Cancer of the pancreas or PDAC for short ("pancreatic ductal adenocarcinoma"), has a dramatically poor prognosis. The reasons for this are its usually late detection at an advanced stage, misdiagnosis and its marked resistance to available therapies.
Imaging techniques are usually used for diagnosis. But these have the disadvantage that they cannot always reliably distinguish pancreatic cancer from chronic pancreatic inflammation. Chronic inflammation is considered an important risk factor for pancreatic cancer. About 6 to 9 percent of patients suffering from chronic inflammation of the pancreas later develop pancreatic cancer. But imaging and even ultrasound-guided fine-needle biopsy too often also provide incorrect diagnoses.
"This is dramatic for the patients: if a malignant tumor is misdiagnosed as chronic inflammation, they lose valuable time to treat the disease. However, if doctors mistakenly think an inflammation is a carcinoma, the patient has to undergo a serious surgical intervention unnecessarily," says Jörg Hoheisel of the German Cancer Research Center.
To improve this situation and find molecular markers to arrive at more precise differential diagnoses, Hoheisel has now joined forces with physicians at Surgical University Clinic Heidelberg to conduct a large-scale study of pancreatic tissue samples. The team analyzed 345 tissue samples (PDAC, chronically inflamed and healthy), and then validated the results on an independent set of 48 additional samples. Prior to this, the material used had been independently assessed twice by experienced pathologists.
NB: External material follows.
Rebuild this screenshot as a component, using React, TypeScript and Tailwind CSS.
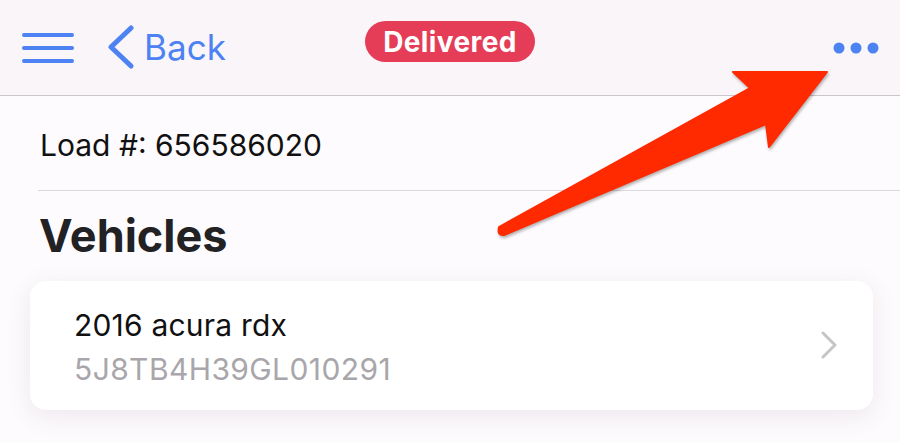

The analysis included genome-wide variations in DNA methylation as well as mRNA and microRNA amounts. To filter out relevant differences between malignant tumors and chronic inflammation from the wealth of data, the researchers used machine learning approaches. Other, commonly used methods did not yield useful results. It turned out that differences in DNA methylation allowed substantially higher accuracy with far fewer biomarkers than the mRNA or microRNA data.
A signature of six methylation positions in the PRKCB gene provided the clearest discrimination. This allowed correct identification of inflammatory and malignant tissues.
For clinical use, it would be more advantageous if the analyses could be performed on blood instead of tissue samples. Such blood analyses, which detect the small amounts of DNA that circulate in the blood, are also known as "liquid biopsy."
The Heidelberg team therefore also applied the six methylation markers to a small number of blood samples from patients with chronic pancreatitis or pancreatic cancer to demonstrate their applicability in blood as well. As previously in tissue, the methylation markers were able to diagnose patients with high accuracy.
"Of course, the procedure must be validated on a large number of blood samples and confirmed in a trial under clinical conditions in order to finally assess its actual benefit for clinical practice," says study leader Jörg Hoheisel. "If the result is confirmed in this process, it could have a significant impact on clinical care and patient prognosis."
Hoheisel assumes that the algorithm developed for this data analysis can also be helpful in the search for biomarkers for other diseases.